1. Stonehenge – Monday 15th April

      Mark drawing on Monday 15th April

      It’s the afternoon and for some reason we think that by visiting Stonehenge later in the day we might avoid the excessive crowds. However, the car park is alarmingly full of coaches and, judging by the visitors we can see, most of them are school parties.

      Sitting on the wooden fence along the path to the entrance are a group of lads. Hard to tell exactly how old but I’d say early to mid teens. One of them is openly and defiantly smoking a cigarette. The others are just hanging with him hoping to look hard by association. The girls walking by are flirtatiously both appalled and impressed.

      Up by the monument a jackdaw is on the grass wrestling with a large uncooperative twig. It’s nesting time.

      Mark finds his spot quickly today and gets his head down to the business of silverpoint drawing.

      Siobhan, cloaked and garlanded, goat-head staff in hand, walks along the tarmac path and says that she’s had a difficult encounter with some rather unpleasant Dutch kids followed by a surprisingly pleasant one with some French kids. A Chinese woman asks if she can have a photo with her. It’s a negotiation done with mime rather than words but Siobhan gamely poses with a complete stranger while one of the EH custodians wields the camera.

      The Stonehenge Artist and visitors

      There’s a swell on the path and a party of 40-50 French teenagers floods in front of the monument. They’re incredibly noisy. The girls are play-acting kickboxing on the boys and the boys are shouting and running up and down. “They’re a lively bunch.” Says one of the custodians dryly. The custodians really are so polite. I can think of several ways of describing this bunch of teens but hadn’t considered ‘lively’: though indeed they are. They cluster around Mark and I stand quite closely behind, ready to pounce if any of them decides to ‘do’ something. But I needn’t be concerned. One young lad pulls his unruly classmates to order, instructing them to be quiet around the artist and not to disturb him. His mates move off; he lingers to watch the artist conjuring an image on paper from a trail of silver.

      One of the EH staff accompanies the group along the path, just in case.

      The jackdaws are building in earnest. I watch one’s routine. He or she, arrives on top of one of the trilithons with a big twig, then juggles for a while before flying down to one of the smaller blue stones, where more juggling happens while he readjusts his grip on the ambitious stick.
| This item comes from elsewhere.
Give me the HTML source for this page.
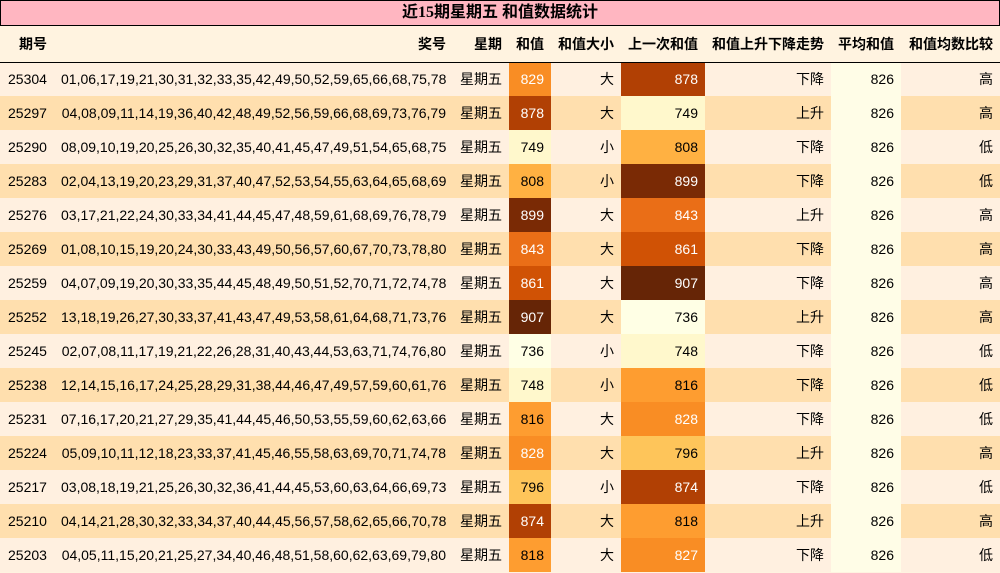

Then with a mighty heave, he launches upward off the blue stone and directly into a hole between a sarsen upright and its corresponding lintel.

      The Silverpoint Trilithon emerges


      Another school party arrives on the path. Mark is surrounded again and it seem this bunch are French too. They’re not the least bit interested in Stonehenge, but they also aren’t taking endless photos of themselves.

      Four young Indian men stand nearby to take photos in front of the stones. One of them drops his smart phone. It bounces off the hard path and splits in two, the shiny white back separated from the screen.

      His friends briefly mock but quickly sympathize, congregating to give even briefer technical advice and assistance before continuing the all important photo opportunity.

      Once again, we arrived in intermittent sun but the cloud has moved in and brought with it the familiar cold wind.

      Along the A303 cars are travelling with headlights on. The odd camera flash explodes across the stone circle.